The Snowden situation may be the final straw that would break Obama’s back but it shouldn’t be cited as the chief reason for canceling a summit with Putin. It is merely the latest evidence of Putin’s disdain for his American counterpart and for the U.S. in general and presents Putin with an opportunity—albeit one he didn’t seek out but that landed in his lap when Snowden showed up in Moscow weeks ago—to embarrass Obama.
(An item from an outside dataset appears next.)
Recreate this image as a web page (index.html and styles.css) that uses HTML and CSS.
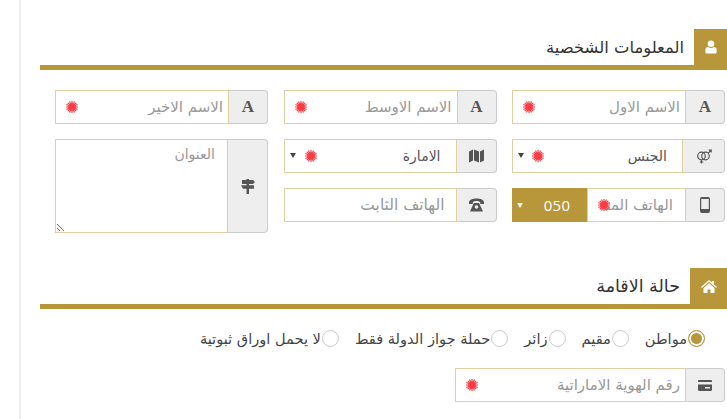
FILE: index.html
```html
<!DOCTYPE html>
<html lang="ar" dir="rtl">
<head>
<meta charset="utf-8">
<title>المعلومات الشخصية</title>
<link rel="stylesheet" href="styles.css">
</head>
<body>
<svg class="defs" width="0" height="0" aria-hidden="true"><defs>
<g id="star"><path d="M6 0v12M0 6h12M1.800 1.800l8.400 8.400M10.200 1.800l-8.400 8.400M3.500.4l5 11.200M8.500.4l-5 11.200M.4 3.500l11.200 5M11.600 3.500L.4 8.500" stroke="#fb3c45" stroke-width="1.200" fill="none"/><circle cx="6" cy="6" r="3.800" fill="#fb3c45"/></g>
</defs></svg>
<main class="page">
  <section class="section">
    <header class="head">
      <span class="head-icon"><svg width="14" height="14" viewBox="0 0 14 14"><circle cx="7" cy="3.800" r="3.300" fill="#fff"/><path d="M1.400 12.300V9.800C1.400 8 2.600 7 4 7c.8.600 1.800 1 3 1s2.200-.4 3-1c1.400 0 2.600 1 2.600 2.800v2.500c0 .8-.6 1.300-1.300 1.300H2.700c-.7 0-1.300-.5-1.300-1.300z" fill="#fff"/></svg></span>
      <h2 class="title">المعلومات الشخصية</h2>
    </header>
    <div class="grid">
      <div class="field"><span class="addon"><b class="letter">A</b></span><span class="box"><input class="input" placeholder="الاسم الاول"><svg class="star" width="12" height="12" viewBox="0 0 12 12"><use href="#star"/></svg></span></div>
      <div class="field"><span class="addon"><b class="letter">A</b></span><span class="box"><input class="input" placeholder="الاسم الاوسط"><svg class="star" width="12" height="12" viewBox="0 0 12 12"><use href="#star"/></svg></span></div>
      <div class="field"><span class="addon"><b class="letter">A</b></span><span class="box"><input class="input" placeholder="الاسم الاخير"><svg class="star" width="12" height="12" viewBox="0 0 12 12"><use href="#star"/></svg></span></div>

      <div class="field"><span class="addon addon-wide"><svg width="16" height="16" viewBox="0 0 16 16" fill="none" stroke="#555" stroke-width="1.200"><circle cx="5.500" cy="8" r="3.800"/><circle cx="9.500" cy="8" r="3.800"/><path d="M5.500 12v3.500M3.800 14h3.400M12.200 5.200L15 2.400M12.800 2.200h2.400v2.400"/></svg></span><span class="box"><span class="select">الجنس</span><svg class="star star-sel" width="12" height="12" viewBox="0 0 12 12"><use href="#star"/></svg><i class="caret"></i></span></div>
      <div class="field"><span class="addon addon-mid"><svg width="15" height="14" viewBox="0 0 15 14" fill="#555"><path d="M0 2.500L4 .5V11.500L0 13.500zM5 .5L10 2.500V13.500L5 11.500zM11 2.500L15 .5V11.500L11 13.500z"/></svg></span><span class="box"><span class="select">الامارة</span><svg class="star star-em" width="12" height="12" viewBox="0 0 12 12"><use href="#star"/></svg><i class="caret"></i></span></div>
      <div class="field tall"><span class="addon addon-tall"><svg width="14" height="15" viewBox="0 0 14 15" fill="#555"><path d="M5.500 0h2.500v15H5.500z"/><path d="M1 1h11l2 2-2 2H1zM0 6.200h13v3.600H2z"/></svg></span><span class="box"><textarea class="area" placeholder="العنوان"></textarea></span></div>

      <div class="field"><span class="addon addon-phone"><svg width="10" height="16" viewBox="0 0 10 16"><rect width="10" height="16" rx="2" fill="#555"/><rect x="1.200" y="2" width="7.600" height="10" fill="#eee"/></svg></span><span class="box box-mob"><input class="input input-mob" placeholder="الهاتف المتحرك"><svg class="star star-mob" width="12" height="12" viewBox="0 0 12 12"><use href="#star"/></svg></span><span class="code">050<i class="caret caret-w"></i></span></div>
      <div class="field"><span class="addon addon-mid"><svg width="15" height="14" viewBox="0 0 15 14" fill="#555"><path d="M0 4.500C0 1.800 3.500.5 7.500.5S15 1.800 15 4.500V6h-3.800V4.200C10.500 3.400 9 3 7.500 3s-3 .4-3.700 1.200V6H0z"/><path d="M4.800 5H10l4 8.500H1z"/><circle cx="7.500" cy="9" r="1.800" fill="#eee"/></svg></span><span class="box"><input class="input input-land" placeholder="الهاتف الثابت"></span></div>
    </div>
  </section>

  <section class="section section-two">
    <header class="head">
      <span class="head-icon head-icon-home"><svg width="16" height="13" viewBox="0 0 16 13" fill="#fff"><path d="M8 0l2.800 2.500V1h2v3.300L16 7.100l-.8.800L8 1.700.8 7.900 0 7.100z"/><path d="M2.500 8L8 3.200 13.500 8v5H9.500V9.500h-3V13h-4z"/></svg></span>
      <h2 class="title title-two">حالة الاقامة</h2>
    </header>
    <div class="radios">
      <label class="radio"><i class="dot dot-on"></i>مواطن</label>
      <label class="radio"><i class="dot"></i>مقيم</label>
      <label class="radio"><i class="dot"></i>زائر</label>
      <label class="radio"><i class="dot"></i>حملة جواز الدولة فقط</label>
      <label class="radio"><i class="dot"></i>لا يحمل اوراق ثبوتية</label>
    </div>
    <div class="field field-id"><span class="addon addon-id"><svg width="14" height="11" viewBox="0 0 14 11" fill="#555"><path d="M1.200 0h11.600c.7 0 1.200.5 1.200 1.200V2H0v-.8C0 .5.500 0 1.200 0zM0 4.500h14v5.300c0 .7-.5 1.200-1.200 1.200H1.200C.5 11 0 10.500 0 9.800zM7 7v1.500h5V7z"/></svg></span><span class="box"><input class="input" placeholder="رقم الهوية الاماراتية"><svg class="star" width="12" height="12" viewBox="0 0 12 12"><use href="#star"/></svg></span></div>
  </section>
</main>
</body>
</html>
```
FILE: styles.css
```css
* { box-sizing: border-box; }
html, body { margin: 0; padding: 0; background: #fff; }
body { width: 727px; height: 419px; overflow: hidden; font-family: "DejaVu Sans", sans-serif; font-size: 14px; color: #555; }
.defs { position: absolute; }
.page { margin-left: 19px; border-left: 2px solid #eee; height: 419px; padding: 29px 0 0 19px; }
.head { display: flex; align-items: stretch; height: 41px; border-bottom: 5px solid #b8973a; }
.head-icon { width: 33px; display: flex; align-items: center; justify-content: center; background: #b8973a; }
.head-icon-home { width: 37px; }
.title { margin: 0 10px 0 0; font-size: 16.400px; font-weight: 400; line-height: 38px; color: #333; }
.title-two { font-size: 17.500px; line-height: 36px; }
.grid { display: grid; grid-template-columns: repeat(3, 213px); grid-template-rows: 34px 34px 34px; gap: 15px 15.500px; padding: 20px 2px 0 15px; }
.field.tall { grid-column: 3; grid-row: 2 / span 2; height: 94px; }
.field { display: flex; height: 34px; }
.addon { flex: 0 0 39px; display: flex; align-items: center; justify-content: center; background: #eee; border: 1px solid #ccc; border-left: 0; border-radius: 0 4px 4px 0; }
.addon-wide { flex-basis: 42px; }
.addon-mid { flex-basis: 40px; }
.addon-tall { flex-basis: 40px; }
.letter { font-family: "Liberation Serif", serif; font-size: 17px; font-weight: 700; color: #555; }
.box { position: relative; flex: 1; min-width: 0; display: flex; align-items: center; background: #fff; border: 1px solid #e0d09f; }
.input { width: 100%; height: 100%; padding: 0 5px 0 12px; border: 0; outline: 0; background: transparent; font: inherit; font-size: 15px; color: #555; }
.input::placeholder, .area::placeholder { color: #999; opacity: 1; }
.input-land { padding-right: 11px; font-size: 15.500px; }
.input-mob { padding-right: 12px; overflow: hidden; }
.area { width: 100%; height: 100%; padding: 6px 12px; border: 0; outline: 0; font: inherit; font-size: 14px; }
.star { position: absolute; left: 10px; top: 10px; }
.select { flex: 1; padding-right: 15px; font-size: 14px; color: #555; }
.star-sel { left: 19px; }
.star-em { left: 20px; }
.star-mob { left: 10px; }
.caret { position: absolute; left: 5px; top: 13px; width: 0; height: 0; border-style: solid; border-width: 5px 3px 0; border-color: #444 transparent transparent; }
.code { position: relative; flex: 0 0 75px; display: flex; align-items: center; justify-content: center; padding-left: 15px; background: #b8973a; color: #fff; font-family: "Open Sans", sans-serif; font-size: 15px; letter-spacing: .3px; }
.caret-w { border-top-color: #fff; top: 15px; }
.section-two { margin-top: 46px; }
.radios { display: flex; gap: 16px; padding: 20px 22px 0 0; height: 48px; }
.radio { display: flex; align-items: center; gap: 1px; height: 18px; font-size: 14.600px; color: #444; white-space: nowrap; }
.dot { flex: none; width: 17px; height: 17px; border: 1px solid #ccc; border-radius: 50%; background: #fff; }
.dot-on { border-color: #b8973a; box-shadow: inset 0 0 0 2px #fff; background: #b8973a; }
.field-id { width: 270px; margin: 11px 2px 0 auto; }
```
More important and distressing has been Obama’s silence amid the worst human rights crackdown in Russia; this silence is deafening, demoralizing, and dangerous, for it feeds into Putin’s thinking that he can get away with human rights abuses and pay no price. The administration’s public and repeated rejection of the policy of linkage—saying that human rights problems will not affect the broader relationship—has sent Putin a green light to engage in egregious behavior. It’s past time to fix that mistake.
The Sochi Olympics
While he should cancel his meeting with Putin in September, President Obama should not go along with the suggestion of some in Congress calling for a boycott of the Sochi Olympics next February, similar to the 1980 boycott of the Moscow Olympics over the Soviet invasion of Afghanistan. Instead of punishing our athletes by a boycott, the American president should stay far away during Putin’s moment of glory. Other Western leaders should do the same.
In 2012, European leaders refused to join their teams participating in the soccer championships hosted by Ukraine because of the ongoing imprisonment of former Prime Minister Yulia Tymoshenko. This sent a serious snub to Ukrainian President Viktor Yanukovych in what was otherwise a proud moment for the Ukrainian leader.
The situation in Russia is exponentially worse than that in Ukraine. Now Russia’s leading opposition figure is facing five years in prison, and a dead man has been convicted. Enough is enough of Putin’s bullying, thuggish and abusive behavior. Obama and other Western leaders have better interlocutors to meet with than Vladimir Putin. They should make other plans now, both for early September and again next February during the Winter Olympics.